Über 50 Organisationen aus Niedersachsen haben die Erklärung “‘Nein’ zur diskriminierenden Bezahlkarte für Geflüchtete! Solidarischer Umtausch gegen rassistische Ausgrenzung“ unterzeichnet. Die unterzeichnenden Organisationen und Initiativen fordern mit dieser Erklärung die Landesregierung auf, sich auf ihr Versprechen aus dem Koalitionsvertrag zu besinnen und „Rassismus mit aller Kraft“ zu bekämpfen und daher die diskriminierende Bezahlkarte zurückzunehmen. Gleichzeitig begrüßen die unterzeichnenden Organisationen den solidarischen Umtausch, der durch Initiativen an vielen Orten in Niedersachsen entsteht und mit dem die Härten, die sich für Geflüchtete aus der der diskriminierenden Bezahlkarte ergeben, abgefedert werden sollen.
„Dass innerhalb kurzer Zeit so viele Organisationen und Initiativen die Erklärung mittragen, während gleichzeitig überall in Niedersachsen Umtauschinitiativen entstehen, ist ein ermutigendes Zeichen der Solidarität an die Geflüchteten in Zeiten, in denen sie einer zunehmenden Kriminalisierung ausgesetzt sind und für nahezu alle gesellschaftlichen Probleme verantwortlich gemacht werden. Es zeigt, dass viele Menschen nicht einverstanden sind mit der fortgesetzten Entrechtung Geflüchteter und bereit sind Menschenrecht zu verteidigen“, kommentiert Sigmar Walbrecht vom Flüchtlingsrat Niedersachsen den großen Zuspruch, den die Erklärung in der Zivilgesellschaft erfährt.

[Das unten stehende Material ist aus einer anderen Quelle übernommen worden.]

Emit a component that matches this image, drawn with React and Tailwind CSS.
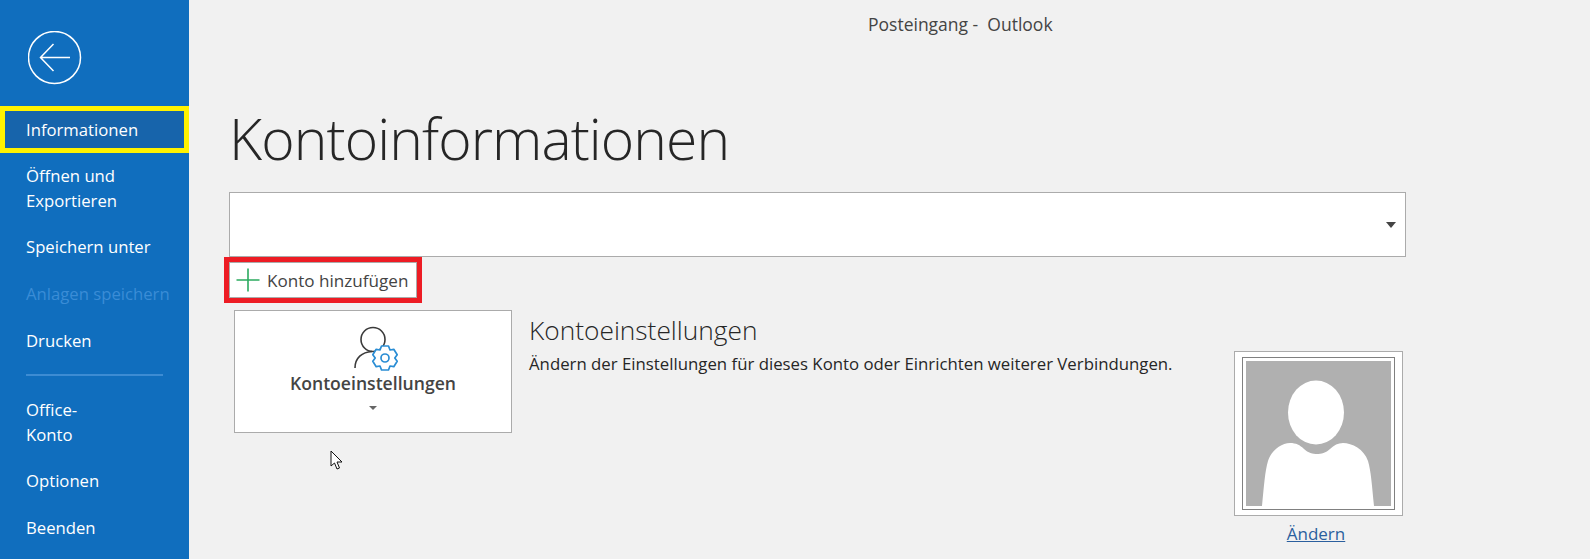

Am kommenden Sonnabend, 15.02.2025 wird der Oberbürgermeister der Stadt Hannover, Belit Onay, ein Grußwort an die Teilnehmer:innen einer in Hannover stattfindenden bundesweiten Tagung der Kampagne „#Asylbewerberleistungsgesetz abschaffen“ sprechen. Auf der Tagung wird die diskriminierende Bezahlkarte ein Schwerpunktthema sein.
Der Flüchtlingsrat weist darauf hin, dass die Erklärung gegen die diskriminierende Bezahlkarte weiterhin von Organisationen und Initiativen unterzeichnet werden kann und lädt ausdrücklich dazu ein.
Hintergrund:
Am 31.01.2024 haben sich die Regierungschef:innen der Länder auf die Einführung einer Bezahlkarte für Geflüchtete, die mit Restriktionen versehen werden soll, geeinigt. In Folge verabschiedeten Bundestag und Bundesrat Gesetzesänderungen im Asylbewerberleistungsgesetz (AsylbLG), die seit Mai letzten Jahres wirksam sind. Seither können Leistungen an Geflüchtete in Form einer Bezahlkarte ausgezahlt werden, wobei im Gesetz keine Beschränkungen durch die Bezahlkarte vorgeschrieben sind. Die Länder haben sich jedoch auf der Ministerpräsident:inne-Konferenz am 20.06.2024 auf sog. „Mindeststandards“ verständigt, die mit der Bezahlkarte umgesetzt werden sollen. Das sind insbesondere die Begrenzung der Auszahlung von Bargeld auf 50,-/Person im Monat sowie die Unterbindung von Auslandsüberweisungen bzw. anderen Geldtransfer ins Ausland. Die Bezahlkarte kann mit weiteren Beschränkungen versehen werden, wie z.B. die Einschränkung der Nutzung auf bestimmte Postleitzahlengebiete. Überweisungen können durch Positiv-Listen („Whitelists) oder Negativ-Listen („Blacklists“) von Zahlungsempfänger:innen beschränkt werden.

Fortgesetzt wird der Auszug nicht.